TASK STATEMENT: Scan the lines below; pull out those with "this".

STORED DATA:
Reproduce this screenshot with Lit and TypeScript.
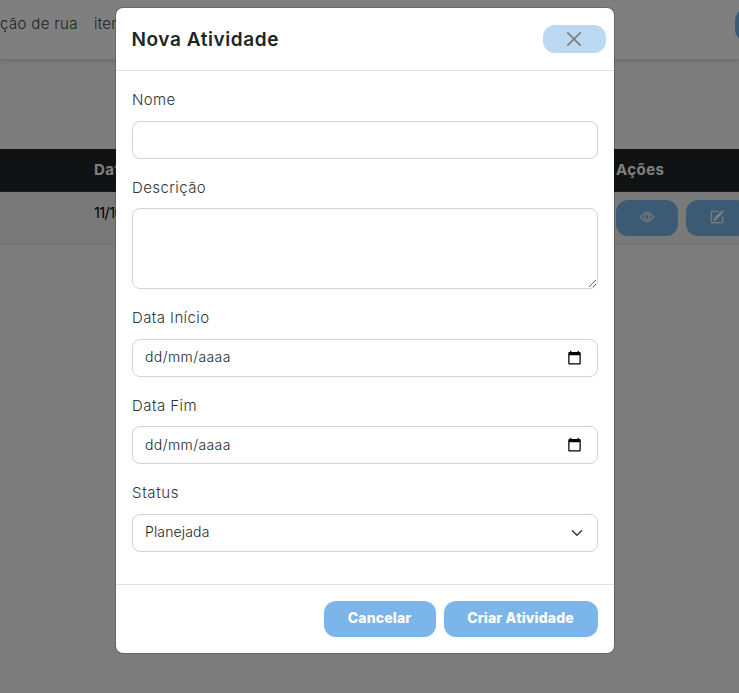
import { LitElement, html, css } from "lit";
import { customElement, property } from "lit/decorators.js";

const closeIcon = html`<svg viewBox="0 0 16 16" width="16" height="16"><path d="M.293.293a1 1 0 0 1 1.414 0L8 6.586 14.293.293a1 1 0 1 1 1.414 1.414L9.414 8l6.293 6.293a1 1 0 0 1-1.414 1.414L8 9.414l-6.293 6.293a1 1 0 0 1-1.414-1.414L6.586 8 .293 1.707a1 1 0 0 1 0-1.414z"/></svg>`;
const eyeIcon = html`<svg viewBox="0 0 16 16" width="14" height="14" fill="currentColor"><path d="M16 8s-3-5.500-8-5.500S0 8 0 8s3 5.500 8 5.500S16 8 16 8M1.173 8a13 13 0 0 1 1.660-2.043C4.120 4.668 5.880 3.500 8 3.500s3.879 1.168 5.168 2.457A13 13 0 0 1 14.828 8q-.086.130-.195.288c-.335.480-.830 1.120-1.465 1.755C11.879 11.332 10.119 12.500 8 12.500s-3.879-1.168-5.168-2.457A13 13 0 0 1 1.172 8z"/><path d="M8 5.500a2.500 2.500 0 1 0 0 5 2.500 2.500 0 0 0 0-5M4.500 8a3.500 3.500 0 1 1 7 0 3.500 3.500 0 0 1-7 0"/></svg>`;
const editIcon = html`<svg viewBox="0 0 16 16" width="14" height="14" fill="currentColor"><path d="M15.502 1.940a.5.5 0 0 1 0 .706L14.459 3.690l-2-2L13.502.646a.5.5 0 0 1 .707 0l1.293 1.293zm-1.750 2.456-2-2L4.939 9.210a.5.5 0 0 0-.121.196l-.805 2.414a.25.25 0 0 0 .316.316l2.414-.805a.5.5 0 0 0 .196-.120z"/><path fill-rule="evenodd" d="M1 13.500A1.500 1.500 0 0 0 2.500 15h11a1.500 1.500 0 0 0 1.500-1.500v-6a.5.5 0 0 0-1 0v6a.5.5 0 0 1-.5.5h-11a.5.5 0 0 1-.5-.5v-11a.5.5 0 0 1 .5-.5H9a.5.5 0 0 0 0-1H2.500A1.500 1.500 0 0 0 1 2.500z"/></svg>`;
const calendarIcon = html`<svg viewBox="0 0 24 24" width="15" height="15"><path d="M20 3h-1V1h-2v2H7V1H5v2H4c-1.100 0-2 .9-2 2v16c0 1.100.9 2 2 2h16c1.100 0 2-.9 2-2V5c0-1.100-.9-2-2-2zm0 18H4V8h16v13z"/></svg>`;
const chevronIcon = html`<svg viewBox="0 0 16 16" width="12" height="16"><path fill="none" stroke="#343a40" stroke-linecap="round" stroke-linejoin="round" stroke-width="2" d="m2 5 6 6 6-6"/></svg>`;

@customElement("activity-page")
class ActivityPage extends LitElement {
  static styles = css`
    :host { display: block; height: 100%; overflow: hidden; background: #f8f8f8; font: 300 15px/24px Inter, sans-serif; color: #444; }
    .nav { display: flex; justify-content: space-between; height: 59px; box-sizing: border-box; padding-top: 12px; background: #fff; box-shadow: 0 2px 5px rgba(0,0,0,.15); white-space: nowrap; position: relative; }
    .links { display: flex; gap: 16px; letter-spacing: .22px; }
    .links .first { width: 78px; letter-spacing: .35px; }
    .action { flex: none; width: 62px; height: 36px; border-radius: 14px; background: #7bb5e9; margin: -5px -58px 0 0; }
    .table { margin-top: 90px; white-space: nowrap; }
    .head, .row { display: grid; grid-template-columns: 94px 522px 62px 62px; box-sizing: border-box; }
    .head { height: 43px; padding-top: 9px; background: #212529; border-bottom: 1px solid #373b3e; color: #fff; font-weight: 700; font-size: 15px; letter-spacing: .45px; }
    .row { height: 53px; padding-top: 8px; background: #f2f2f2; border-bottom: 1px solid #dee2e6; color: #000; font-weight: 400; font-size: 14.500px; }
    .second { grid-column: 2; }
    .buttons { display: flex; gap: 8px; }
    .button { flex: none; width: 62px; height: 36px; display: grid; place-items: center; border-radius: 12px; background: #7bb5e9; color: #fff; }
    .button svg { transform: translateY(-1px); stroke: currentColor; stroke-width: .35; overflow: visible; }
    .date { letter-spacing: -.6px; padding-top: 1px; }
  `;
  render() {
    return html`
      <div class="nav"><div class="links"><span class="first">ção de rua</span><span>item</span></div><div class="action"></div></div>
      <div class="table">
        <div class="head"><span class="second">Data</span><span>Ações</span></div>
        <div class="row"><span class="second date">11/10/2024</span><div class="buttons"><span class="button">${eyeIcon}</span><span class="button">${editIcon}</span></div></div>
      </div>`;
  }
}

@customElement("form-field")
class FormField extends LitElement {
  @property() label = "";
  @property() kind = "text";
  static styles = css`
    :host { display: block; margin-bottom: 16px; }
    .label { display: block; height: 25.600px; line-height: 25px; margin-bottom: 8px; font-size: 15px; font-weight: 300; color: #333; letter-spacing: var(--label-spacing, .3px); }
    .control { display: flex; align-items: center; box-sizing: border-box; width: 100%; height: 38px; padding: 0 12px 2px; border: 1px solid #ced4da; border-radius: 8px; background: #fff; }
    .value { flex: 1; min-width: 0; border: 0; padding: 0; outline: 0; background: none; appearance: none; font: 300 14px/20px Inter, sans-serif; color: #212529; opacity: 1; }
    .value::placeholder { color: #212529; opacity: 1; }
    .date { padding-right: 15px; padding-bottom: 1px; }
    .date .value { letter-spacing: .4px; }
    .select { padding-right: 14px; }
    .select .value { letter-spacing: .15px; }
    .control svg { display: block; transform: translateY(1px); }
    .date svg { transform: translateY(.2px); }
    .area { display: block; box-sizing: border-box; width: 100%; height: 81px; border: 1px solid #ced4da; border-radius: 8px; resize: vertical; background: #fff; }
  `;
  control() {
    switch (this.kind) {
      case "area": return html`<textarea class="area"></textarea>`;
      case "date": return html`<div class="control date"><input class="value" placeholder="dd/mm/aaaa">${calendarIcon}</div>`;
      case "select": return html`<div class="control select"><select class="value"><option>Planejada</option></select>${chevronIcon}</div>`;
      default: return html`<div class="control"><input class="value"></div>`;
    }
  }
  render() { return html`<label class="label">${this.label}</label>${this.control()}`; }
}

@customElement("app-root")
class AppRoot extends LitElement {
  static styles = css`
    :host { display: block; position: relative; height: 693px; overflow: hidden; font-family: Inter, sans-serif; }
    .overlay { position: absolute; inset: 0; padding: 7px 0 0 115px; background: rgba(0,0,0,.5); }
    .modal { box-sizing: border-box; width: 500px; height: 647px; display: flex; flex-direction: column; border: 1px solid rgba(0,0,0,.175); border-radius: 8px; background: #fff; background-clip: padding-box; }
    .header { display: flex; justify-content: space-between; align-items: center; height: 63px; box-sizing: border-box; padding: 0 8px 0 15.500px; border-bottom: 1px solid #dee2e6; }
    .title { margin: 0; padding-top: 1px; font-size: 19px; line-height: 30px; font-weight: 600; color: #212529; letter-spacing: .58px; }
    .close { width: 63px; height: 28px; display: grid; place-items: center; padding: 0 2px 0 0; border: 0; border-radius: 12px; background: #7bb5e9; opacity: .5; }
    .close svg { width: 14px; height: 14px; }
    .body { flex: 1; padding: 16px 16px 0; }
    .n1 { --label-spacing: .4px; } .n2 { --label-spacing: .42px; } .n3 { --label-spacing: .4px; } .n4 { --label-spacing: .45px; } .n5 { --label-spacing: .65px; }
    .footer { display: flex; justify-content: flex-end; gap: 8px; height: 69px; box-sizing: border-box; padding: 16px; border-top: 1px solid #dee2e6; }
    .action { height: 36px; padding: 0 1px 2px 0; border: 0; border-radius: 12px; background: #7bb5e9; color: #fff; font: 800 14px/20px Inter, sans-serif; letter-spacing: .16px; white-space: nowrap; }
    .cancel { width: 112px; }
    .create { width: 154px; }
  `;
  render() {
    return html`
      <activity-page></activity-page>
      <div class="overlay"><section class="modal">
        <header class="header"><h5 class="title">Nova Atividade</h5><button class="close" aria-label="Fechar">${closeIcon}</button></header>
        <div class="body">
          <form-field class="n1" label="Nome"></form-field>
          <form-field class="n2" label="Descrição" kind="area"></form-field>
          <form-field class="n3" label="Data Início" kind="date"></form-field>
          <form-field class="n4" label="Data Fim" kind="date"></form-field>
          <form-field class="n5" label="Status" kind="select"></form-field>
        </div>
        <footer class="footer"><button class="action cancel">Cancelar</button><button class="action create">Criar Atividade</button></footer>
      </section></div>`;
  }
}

CORRECT ANSWER:
Reproduce this screenshot with Lit and TypeScript.
    switch (this.kind) {
  render() { return html`<label class="label">${this.label}</label>${this.control()}`; }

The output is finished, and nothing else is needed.